Contra todo pronóstico, el hombre despertó milagrosamente. Estaba atado de pies y manos a los barandales. Miró sus brazos ennegrecidos. Intentó moverse y sintió algo entre sus piernas. Era una sonda. Trató de identificar el lugar. Nada era reconocible. Una luz tenue entraba a la habitación por encima de las cortinas. No recordaba nada. A lo lejos escuchaba los gritos de alguien que pedía ayuda. Sentía mucho dolor en todo el cuerpo, pero se volvía insoportable al orinar. Quiso gritar, pero descubrió un tubo en su boca. Entonces entró en la habitación un ser misterioso y extraño. Era todo azul, con enormes gafas negras. Se acercó al paciente y lo revisó con sus pequeñas manos azules. Sin decir palabra salió de la habitación. Así, se sucedieron interminables días de dolor, desasosiego, incertidumbre y miedo.
Una mañana entraron a la habitación, varios de esos seres azules, rodearon la cama y lo observaron, como se mira a un animal enjaulado. Uno de ellos le retiró el tubo y otro le quitó las correas de los pies y las manos. Se retiraron y uno de ellos se quedó en la habitación. Tocó delicadamente las manos del paciente y le dijo: Está usted en un hospital. Su familia está esperándolo. Aún está delicado. Soy su enfermera.
A partir de entonces todo cobró sentido. Los recuerdos comenzaron a llegar en cascada. El hombre recuperó paulatinamente la conciencia y superaba el estado crítico. Atrás quedaron el miedo y la desesperación. Ante la imposibilidad de tener contacto con su familia, el hombre se aferró a la comunicación con las enfermeras. Por semanas ellas fueron su contacto con la realidad y con la nueva vida que sentía vibrar en su cuerpo avasallado por el virus.
Una mañana recibió una visita inesperada: su joven esposa, cubierta con el traje azul, cruzó el umbral y él reconoció su voz. Un maremoto de emociones inundó la habitación. Ella estaba impactada por el estado físico del paciente. Él ansioso y desbordante quiso abrazarla, pero aún estaba conectado una máquina. Tan sólo de mirarla, supo que estaba de vuelta a la vida, gracias al amor y a la entereza de aquella mujer y su hijo, quien aprendió la dura lección del sufrimiento y el dolor de perder a un ser amado y la dicha de recuperarlo.

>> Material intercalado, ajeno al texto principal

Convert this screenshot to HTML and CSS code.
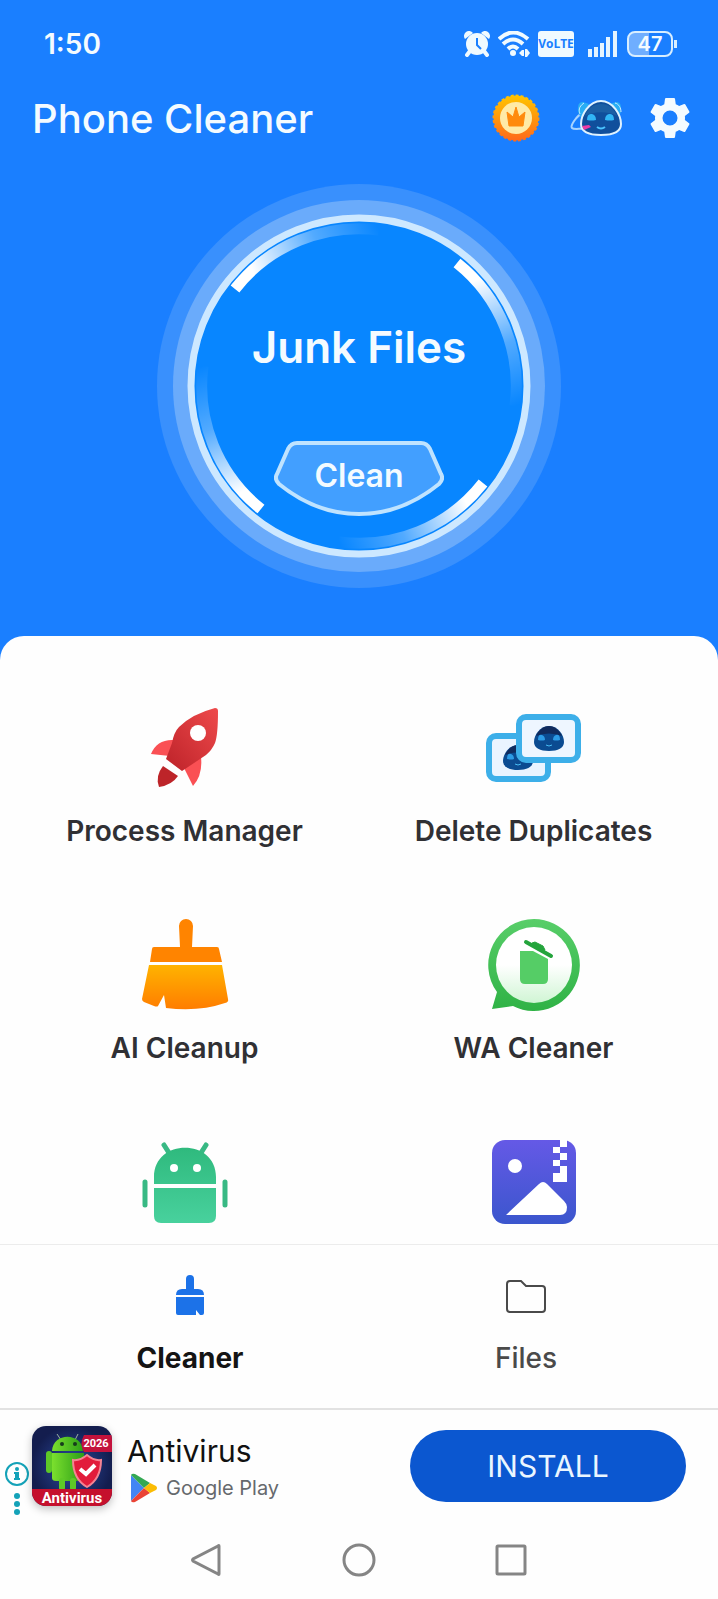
FILE: index.html
```html
<!DOCTYPE html>
<html lang="en">
<head>
    <meta charset="UTF-8">
    <meta name="viewport" content="width=device-width, initial-scale=1.0">
    <title>Phone Cleaner</title>
    <link rel="stylesheet" href="styles.css">
</head>
<body>
    <section class="hero">
        <div class="status-bar">
            <span class="clock">1:50</span>
            <div class="status-icons">
                <svg class="alarm" width="26" height="26" viewBox="0 0 26 26">
                    <path d="M6 20 3 24M20 20l3 4" stroke="#f0faff" stroke-width="4" stroke-linecap="round"/>
                    <path d="M1 8a5 5 0 0 1 8-6zM25 8a5 5 0 0 0-8-6z" fill="#f0faff"/>
                    <circle cx="13" cy="13" r="11" fill="#f0faff"/>
                    <path d="M13 7v7l4 4" fill="none" stroke="#1a7fff" stroke-width="2"/>
                </svg>
                <svg class="wifi" width="32" height="26" viewBox="0 0 32 26">
                    <path d="M1 8q14-13 29 0M5 13q10-9 20 0M10 18q5-5 10 0" fill="none" stroke="#f0faff" stroke-width="4"/>
                    <circle cx="15" cy="22" r="3" fill="#f0faff"/>
                    <path d="M21 22l3-3h2v6h-2zM27 18h2l3 4-3 4h-2z" fill="#f0faff"/>
                </svg>
                <span class="volte">VoLTE</span>
                <svg class="signal" width="29" height="26" viewBox="0 0 29 26">
                    <path d="M0 18h4v8H0zM6 16h4v10H6zM12 12h4v14h-4zM18 6h4v20h-4zM25 0h4v26h-4z" fill="#e4f4ff"/>
                </svg>
                <span class="battery">47</span>
            </div>
        </div>

        <header class="top-bar">
            <h1>Phone Cleaner</h1>
            <div class="actions">
                <button class="icon-btn" aria-label="Premium">
                    <svg width="48" height="48" viewBox="0 0 48 48">
                        <defs>
                            <linearGradient id="coin" x1="0" y1="0" x2="0" y2="1">
                                <stop offset="0" stop-color="#ffc400"/>
                                <stop offset="1" stop-color="#ff6a1a"/>
                            </linearGradient>
                        </defs>
                        <circle cx="24" cy="24" r="22.500" fill="url(#coin)"/>
                        <circle cx="24" cy="24" r="22.500" fill="none" stroke="url(#coin)" stroke-width="2" stroke-dasharray="3 2"/>
                        <circle cx="24" cy="24" r="16" fill="#ffeaa6"/>
                        <path d="M15 18l6 5 3-10 3 10 6-5-2 14H17z" fill="#ff8a0c" stroke="#ff8a0c" stroke-linejoin="round"/>
                    </svg>
                </button>
                <button class="icon-btn" aria-label="AI assistant">
                    <svg width="52" height="38" viewBox="0 0 52 38">
                        <path d="M14 13C6 17 0 27 2 29s9 0 14 1" fill="none" stroke="#a9d4ff" stroke-width="2"/>
                        <path d="M8 13q-1-11 5-10l6 2-8 14zM51 13q1-11-5-10l-6 2 8 14z" fill="#29aef5"/>
                        <path d="M14 4C8 8 9 12 10 15M45 4c4 1 6 5 6 9" fill="none" stroke="#cdeaff" stroke-width="1"/>
                        <path d="M31 2c12 0 20 14 20 23 0 8-8 11-20 11s-20-3-20-11C11 16 19 2 31 2z" fill="#104f9c" stroke="#dff2ff" stroke-width="2"/>
                        <path d="M31 5c9 0 13 5 16 12-9-5-23-5-32 0 2-7 8-12 16-12z" fill="#1c5fa4"/>
                        <path d="M17 21q0-7 5-6 4 1 4 6-5 1-9 0zM44 21q0-7-5-6-4 1-4 6 5 1 9 0z" fill="#31b6f6"/>
                        <path d="M27 28q4 3 8 0" fill="none" stroke="#4cc4ff" stroke-width="2"/>
                        <path d="M12 27l7-1 2 2-7 3z" fill="#ed3ca6"/>
                    </svg>
                </button>
                <button class="icon-btn" aria-label="Settings">
                    <svg width="50" height="50" viewBox="0 0 24 24">
                        <path fill="#f4fbff" d="M19.14 12.94c.04-.3.06-.61.06-.94s-.02-.64-.07-.94l2.03-1.58c.18-.14.23-.41.12-.61l-1.92-3.32c-.12-.22-.37-.29-.59-.22l-2.39.96c-.5-.38-1.03-.7-1.62-.94l-.36-2.54c-.04-.24-.24-.41-.48-.41h-3.84c-.24 0-.43.17-.47.41l-.36 2.54c-.59.24-1.13.57-1.62.94l-2.39-.96c-.22-.08-.47 0-.59.22L2.74 8.87c-.12.21-.08.47.12.61l2.03 1.58c-.05.3-.09.63-.09.94s.02.64.07.94l-2.03 1.58c-.18.14-.23.41-.12.61l1.92 3.32c.12.22.37.29.59.22l2.39-.96c.5.38 1.03.7 1.62.94l.36 2.54c.05.24.24.41.48.41h3.84c.24 0 .44-.17.47-.41l.36-2.54c.59-.24 1.13-.56 1.62-.94l2.39.96c.22.08.47 0 .59-.22l1.92-3.32c.12-.22.07-.47-.12-.61zM12 15.6A3.6 3.6 0 1 1 12 8.400a3.600 3.600 0 0 1 0 7.200z"/>
                    </svg>
                </button>
            </div>
        </header>

        <div class="dial">
            <svg class="dial-rings" viewBox="-202 -202 404 404">
                <defs>
                    <linearGradient id="arcA" gradientUnits="userSpaceOnUse" x1="-124" y1="-97" x2="20" y2="-157">
                        <stop offset="0.15" stop-color="#fff"/>
                        <stop offset="0.6" stop-color="#fff" stop-opacity="0.3"/>
                        <stop offset="1" stop-color="#fff" stop-opacity="0"/>
                    </linearGradient>
                    <linearGradient id="arcB" gradientUnits="userSpaceOnUse" x1="98" y1="-123" x2="157" y2="20">
                        <stop offset="0.15" stop-color="#fff"/>
                        <stop offset="0.6" stop-color="#fff" stop-opacity="0.3"/>
                        <stop offset="1" stop-color="#fff" stop-opacity="0"/>
                    </linearGradient>
                </defs>
                <circle r="202" fill="#3990fd"/>
                <circle r="186" fill="#6aabfb"/>
                <circle r="168" fill="#0886ff" stroke="#cde8ff" stroke-width="7"/>
                <g fill="none" stroke-width="11">
                    <path d="M-124-97A157 157 0 0 1 20-156" stroke="url(#arcA)"/>
                    <path d="M98-123A157 157 0 0 1 156 20" stroke="url(#arcB)"/>
                    <path d="M-124-97A157 157 0 0 1 20-156" stroke="url(#arcA)" transform="rotate(180)"/>
                    <path d="M98-123A157 157 0 0 1 156 20" stroke="url(#arcB)" transform="rotate(180)"/>
                </g>
            </svg>
            <div class="dial-content">
                <h2>Junk Files</h2>
                <button class="clean-btn">
                    <svg width="170" height="76" viewBox="0 0 170 76">
                        <path d="M23 2h124q6 0 9 6l11 25q3 5-2 10Q128 73 85 73T5 43q-5-5-2-10L14 8q3-6 9-6z" fill="#429fff" stroke="#bfe3ff" stroke-width="4"/>
                    </svg>
                    <span>Clean</span>
                </button>
            </div>
        </div>
    </section>

    <main class="sheet">
        <a class="tile" href="#">
            <svg width="96" height="96" viewBox="0 0 96 96">
                <defs>
                    <linearGradient id="rocket" x1="1" y1="0" x2="0" y2="1">
                        <stop offset="0" stop-color="#ee4a4b"/>
                        <stop offset="1" stop-color="#bd2229"/>
                    </linearGradient>
                </defs>
                <path d="M37 40Q20 39 14 54l19 2zM47 68l9 18q10-11 8-29z" fill="#fa5054"/>
                <path d="M81 11q0-3-3-3Q55 14 42 27q-5 5-7 16L29 59l16 12 24-16q6-5 9-12 3-8 3-32z" fill="url(#rocket)"/>
                <circle cx="61" cy="33" r="8" fill="#fff"/>
                <path d="M26 66l15 10q-6 9-19 11-4-11 4-21z" fill="#bd2429"/>
            </svg>
            <span>Process Manager</span>
        </a>
        <a class="tile" href="#">
            <svg width="96" height="96" viewBox="0 0 96 96">
                <defs>
                    <g id="bot">
                        <path d="M15 0c9 0 15 9 15 16 0 6-6 9-15 9S0 22 0 16C0 9 6 0 15 0z" fill="#0b4b91"/>
                        <path d="M15 0c6 0 11 5 13 10Q15 5 2 10C4 5 9 0 15 0z" fill="#102b5d"/>
                        <path d="M4 14q0-6 4-5 3 1 3 5-3 1-7 0zM26 14q0-6-4-5-3 1-3 5 3 1 7 0z" fill="#2c9be5"/>
                        <path d="M12 19q3 2 6 0" fill="none" stroke="#48bcf5"/>
                    </g>
                </defs>
                <rect x="3" y="36" width="59" height="43" rx="7" fill="#eaf4ff" stroke="#3dafe9" stroke-width="6"/>
                <use href="#bot" x="17" y="45"/>
                <rect x="33" y="17" width="59" height="43" rx="7" fill="#eef6ff" stroke="#3dafe9" stroke-width="6"/>
                <use href="#bot" x="48" y="26"/>
            </svg>
            <span>Delete Duplicates</span>
        </a>
        <a class="tile" href="#">
            <svg width="96" height="96" viewBox="0 0 96 96">
                <defs>
                    <linearGradient id="broom" x1="0" y1="0" x2="0" y2="1">
                        <stop offset="0" stop-color="#ffb300"/>
                        <stop offset="1" stop-color="#ff7d00"/>
                    </linearGradient>
                </defs>
                <path d="M43 30L42 9a7 7 0 0 1 14 0l-1 21h25q2 0 2 2l3 13H13l2-13q0-2 2-2h25z" fill="#ff8400"/>
                <path d="M12 48h73l6 34q1 3-3 4-26 9-59 5l-2-13-6 11q-1 1-4 0L7 85q-2-1-2-3z" fill="url(#broom)"/>
            </svg>
            <span>AI Cleanup</span>
        </a>
        <a class="tile" href="#">
            <svg width="96" height="96" viewBox="0 0 96 96">
                <defs>
                    <linearGradient id="bubble" x1="0" y1="0" x2="0" y2="1">
                        <stop offset="0" stop-color="#58ce69"/>
                        <stop offset="1" stop-color="#2fb245"/>
                    </linearGradient>
                    <linearGradient id="bubbleIn" x1="0" y1="0" x2="0" y2="1">
                        <stop offset="0.5" stop-color="#fff"/>
                        <stop offset="1" stop-color="#d0f5d4"/>
                    </linearGradient>
                </defs>
                <path d="M48 2a46 46 0 1 1-21 87L6 92l5-17A46 46 0 0 1 48 2z" fill="url(#bubble)"/>
                <circle cx="48" cy="48" r="38" fill="url(#bubbleIn)"/>
                <path d="M34 34h13l15 8v20q0 5-5 5H39q-5 0-5-5z" fill="#55cd66"/>
                <path d="M40 25l25 14" stroke="#24a43c" stroke-width="4" stroke-linecap="round"/>
                <path d="M46 26l3-1 8 4 2 4-3 2z" fill="#24a43c" stroke="#24a43c" stroke-linejoin="round"/>
            </svg>
            <span>WA Cleaner</span>
        </a>
        <a class="tile" href="#" aria-label="App Manager">
            <svg width="96" height="96" viewBox="0 0 96 96">
                <defs>
                    <linearGradient id="droid" gradientUnits="userSpaceOnUse" x1="0" y1="8" x2="0" y2="89">
                        <stop offset="0" stop-color="#2db87b"/>
                        <stop offset="1" stop-color="#48d19d"/>
                    </linearGradient>
                </defs>
                <path d="M27 11l7 11M69 11l-7 11M8 48v23M88 48v23" stroke="#38b984" stroke-width="5" stroke-linecap="round"/>
                <path d="M17 50v-7C17 4 79 4 79 43v7zM17 54h62v28q0 7-7 7H24q-7 0-7-7z" fill="url(#droid)"/>
                <circle cx="37" cy="34" r="4" fill="#fff"/>
                <circle cx="60" cy="34" r="4" fill="#fff"/>
            </svg>
        </a>
        <a class="tile" href="#" aria-label="Image Compressor">
            <svg width="96" height="96" viewBox="0 0 96 96">
                <defs>
                    <linearGradient id="photo" x1="0" y1="0" x2="0" y2="1">
                        <stop offset="0" stop-color="#6559e6"/>
                        <stop offset="1" stop-color="#3b56cd"/>
                    </linearGradient>
                </defs>
                <rect x="6" y="6" width="84" height="84" rx="13" fill="url(#photo)"/>
                <circle cx="29" cy="32" r="7" fill="#fff"/>
                <path d="M20 81l33-31q4-4 8 0l17 17q3 3 3 6 0 8-7 8zM74 6h7v7h-7zM67 13h7v6h-7zM74 19h7v7h-7zM67 26h7v6h-7zM74 32h7v16H67v-9h7z" fill="#fff"/>
            </svg>
        </a>
    </main>

    <nav class="tabs">
        <a class="tab active" href="#">
            <svg width="40" height="40" viewBox="0 0 40 40">
                <path d="M16 14V4a4 4 0 0 1 8 0v10h4q6 0 6 6H6q0-6 6-6zM6 22h28v16q0 2-2 2h-2l-4-5v5H8q-2 0-2-2z" fill="#1c72e8"/>
            </svg>
            <span>Cleaner</span>
        </a>
        <a class="tab" href="#">
            <svg width="40" height="40" viewBox="0 0 40 40">
                <path d="M4 6h11l5 5h16q3 0 3 3v20q0 3-3 3H4q-3 0-3-3V9q0-3 3-3z" fill="none" stroke="#4a4a4a" stroke-width="2"/>
            </svg>
            <span>Files</span>
        </a>
    </nav>

    <aside class="ad">
        <button class="ad-info" aria-label="Ad options">
            <svg width="24" height="54" viewBox="0 0 24 54">
                <g fill="#14a2b8">
                    <circle cx="12" cy="12" r="11" fill="none" stroke="#14a2b8" stroke-width="2"/>
                    <circle cx="12" cy="7" r="2"/>
                    <path d="M9 10h5v6h1v2H9v-2h1v-4H9z"/>
                    <circle cx="12" cy="34" r="3"/>
                    <circle cx="12" cy="42" r="3"/>
                    <circle cx="12" cy="50" r="3"/>
                </g>
            </svg>
        </button>
        <div class="app-icon">
            <svg width="80" height="80" viewBox="0 0 80 80">
                <defs>
                    <radialGradient id="night">
                        <stop offset="0" stop-color="#2c4ba0"/>
                        <stop offset="1" stop-color="#131d4e"/>
                    </radialGradient>
                    <linearGradient id="green" x1="0" y1="0" x2="1" y2="0">
                        <stop offset="0" stop-color="#7be02e"/>
                        <stop offset="1" stop-color="#2c9d17"/>
                    </linearGradient>
                </defs>
                <rect width="80" height="80" fill="url(#night)"/>
                <path d="M29 14l-4-6M43 14l3-6" stroke="#9bb2a2"/>
                <path d="M20 25C21 6 50 6 51 25zM20 27h32v25q0 3-4 3H24q-4 0-4-3z" fill="url(#green)"/>
                <path d="M17 28v16M30 55v7M41 55v7" stroke="#5ec827" stroke-width="6" stroke-linecap="round"/>
                <circle cx="30" cy="18" r="2" fill="#173c1c"/>
                <circle cx="43" cy="18" r="2" fill="#173c1c"/>
                <path d="M52 9h28v17H52q-5-8 0-17z" fill="#c3123c"/>
                <path d="M55 29q7 6 14 5 0 19-14 27-14-8-14-27 7 1 14-5z" fill="#e21c3b" stroke="#f58393" stroke-width="2"/>
                <path d="M48 43l6 5 9-9" fill="none" stroke="#fff" stroke-width="4"/>
                <path d="M0 63h80v17H0z" fill="#c5102d"/>
                <text x="64" y="21" class="year">2026</text>
                <text x="40" y="77" class="app-name">Antivirus</text>
            </svg>
        </div>
        <div class="ad-text">
            <strong>Antivirus</strong>
            <div class="store">
                <svg width="28" height="30" viewBox="0 0 28 30">
                    <path d="M1 2v26l13-13z" fill="#4285f4"/>
                    <path d="M1 2q1-2 4-1l15 9-6 5z" fill="#34a853"/>
                    <path d="M1 28q1 2 4 1l15-9-6-5z" fill="#ea4335"/>
                    <path d="M20 10l6 3q2 2 0 4l-6 3-6-5z" fill="#fbbc04"/>
                </svg>
                <span>Google Play</span>
            </div>
        </div>
        <button class="install">INSTALL</button>
    </aside>

    <div class="system-nav">
        <button class="icon-btn" aria-label="Back">
            <svg width="34" height="34" viewBox="0 0 34 34"><path d="M29 3v28q0 1-1 0L3 18q-1-1 0-2L28 3q1-1 1 0z"/></svg>
        </button>
        <button class="icon-btn" aria-label="Home">
            <svg width="34" height="34" viewBox="0 0 34 34"><circle cx="17" cy="17" r="15"/></svg>
        </button>
        <button class="icon-btn" aria-label="Recent apps">
            <svg width="34" height="34" viewBox="0 0 34 34"><rect x="3" y="3" width="28" height="28" rx="1"/></svg>
        </button>
    </div>
</body>
</html>
```
FILE: styles.css
```css
* {
    box-sizing: border-box;
}

body {
    margin: 0;
    font-family: Inter, "Liberation Sans", sans-serif;
    background-color: #fefefe;
}

h1, h2 {
    margin: 0;
}

a {
    color: inherit;
    text-decoration: none;
}

button {
    padding: 0;
    border: none;
    background: none;
    font-family: inherit;
    cursor: pointer;
}

svg {
    display: block;
}

.hero {
    padding-bottom: 72px;
    background-color: #1a7fff;
    color: #f4fbff;
}

/* Status bar */
.status-bar {
    display: flex;
    justify-content: space-between;
    align-items: center;
    height: 88px;
    padding: 0 40px 0 44px;
}

.clock {
    font-size: 28px;
    font-weight: 600;
}

.status-icons {
    display: flex;
    align-items: center;
}

.alarm {
    margin-right: 8px;
}

.wifi {
    margin-right: 8px;
}

.volte {
    width: 36px;
    margin-right: 14px;
    border-radius: 3px;
    background-color: #f0faff;
    color: #1a7fff;
    font-family: "Liberation Sans Narrow", "Open Sans", sans-serif;
    font-size: 12px;
    font-weight: 700;
    line-height: 26px;
    text-align: center;
}

.signal {
    margin-right: 10px;
}

.battery {
    position: relative;
    width: 46px;
    margin-right: 5px;
    border: 2px solid #d8eeff;
    border-radius: 8px;
    background: linear-gradient(to right, #6faeff 47%, transparent 47%);
    font-size: 20px;
    font-weight: 600;
    line-height: 22px;
    text-align: center;
}

.battery::after {
    content: "";
    position: absolute;
    top: 7px;
    right: -6px;
    width: 3px;
    height: 8px;
    background-color: #d8eeff;
}

/* Title row */
.top-bar {
    display: flex;
    justify-content: space-between;
    align-items: center;
    height: 60px;
    padding: 0 23px 0 32px;
}

.top-bar h1 {
    font-size: 40px;
    font-weight: 500;
}

.actions {
    display: flex;
    align-items: center;
    gap: 23px;
}

.actions .icon-btn:first-child {
    margin-right: 7px;
}

/* Junk files dial */
.dial {
    display: grid;
    width: 404px;
    margin: 36px auto 0;
}

.dial-rings,
.dial-content {
    grid-area: 1 / 1;
}

.dial-content {
    display: flex;
    flex-direction: column;
    align-items: center;
    padding-top: 135px;
}

.dial h2 {
    margin-bottom: 66px;
    font-size: 44px;
    font-weight: 600;
    line-height: 56px;
}

.clean-btn {
    display: grid;
    color: #f4fbff;
    font-size: 32px;
    font-weight: 600;
}

.clean-btn svg,
.clean-btn span {
    grid-area: 1 / 1;
}

.clean-btn span {
    padding-bottom: 8px;
    align-self: center;
}

/* Tools */
.sheet {
    display: grid;
    grid-template-columns: 1fr 1fr;
    row-gap: 68px;
    margin-top: -24px;
    padding: 64px 10px 14px;
    border-radius: 24px 24px 0 0;
    background-color: #fefefe;
}

.tile {
    display: flex;
    flex-direction: column;
    align-items: center;
    gap: 17px;
    color: #303034;
    font-size: 28px;
    font-weight: 600;
    line-height: 36px;
}

/* Bottom tabs */
.tabs {
    display: grid;
    grid-template-columns: 1fr 1fr;
    padding: 30px 24px 32px 22px;
    border-top: 1px solid #ececec;
}

.tab {
    display: flex;
    flex-direction: column;
    align-items: center;
    gap: 25px;
    color: #4a4a4a;
    font-size: 28px;
    font-weight: 500;
    line-height: 36px;
}

.tab.active {
    color: #141414;
    font-weight: 700;
}

/* Ad banner */
.ad {
    display: flex;
    align-items: center;
    padding: 16px 32px 16px 5px;
    border-top: 2px solid #e2e2e2;
}

.ad-info {
    align-self: flex-end;
    margin: 0 3px -10px 0;
}

.app-icon {
    margin-right: 15px;
    border-radius: 14px;
    box-shadow: 0 3px 8px rgba(0, 0, 0, 0.25);
    overflow: hidden;
}

.app-icon text {
    fill: #fff;
    font-family: Roboto, sans-serif;
    font-weight: 700;
    text-anchor: middle;
}

.year {
    font-size: 11px;
}

.app-name {
    font-size: 15px;
}

.ad-text strong {
    display: block;
    color: #111;
    font-size: 30px;
    font-weight: 400;
    line-height: 44px;
}

.store {
    display: flex;
    align-items: center;
    gap: 8px;
    padding-left: 3px;
    color: #66696d;
    font-size: 20px;
}

.install {
    width: 276px;
    height: 72px;
    margin-left: auto;
    border-radius: 36px;
    background-color: #0b57d0;
    color: #eaf6ff;
    font-size: 30px;
}

/* System navigation */
.system-nav {
    display: flex;
    justify-content: center;
    gap: 118px;
    padding: 21px 0 22px;
}

.system-nav svg {
    fill: none;
    stroke: #858585;
    stroke-width: 3;
}
```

Poco después de aquella visita, el paciente fue trasladado a otra unidad de atención. Aún recuerda con emoción, la valla que formó el equipo de enfermeras el día que lo trasladaron en una camilla. Una de las enfermeras tocó una campana y a continuación todas prorrumpieron en aplausos al paso de la camilla. Era un ritual que señalaba el triunfo de la vida sobre la muerte. Para el hombre, aquellos seres azules dejaron de ser demonios ajenos y distantes. Aquella terrible experiencia los había convertido en verdaderos ángeles.
Han pasado dos años de aquella historia de amor y entereza y el hombre aún despierta sobresaltado mirando los techos alargados y las cortinas siniestras, que parecen recordarle que tiene tiempo prestado. Desde entonces, nada es igual: las heridas sanaron, las fisuras desaparecieron, lo que estaba torcido se enderezó, la oscuridad dio paso a la luz y el tiempo cobró una nueva dimensión, en la que las manecillas del reloj permanecen ancladas a la hora de partir. Los recuerdos de aquella odisea, se convirtieron en asideros que le permiten aferrarse a una existencia que se cuenta por minutos de fe, compasión, amor, esperanza y agradecimiento por la oportunidad de vivir para contarla.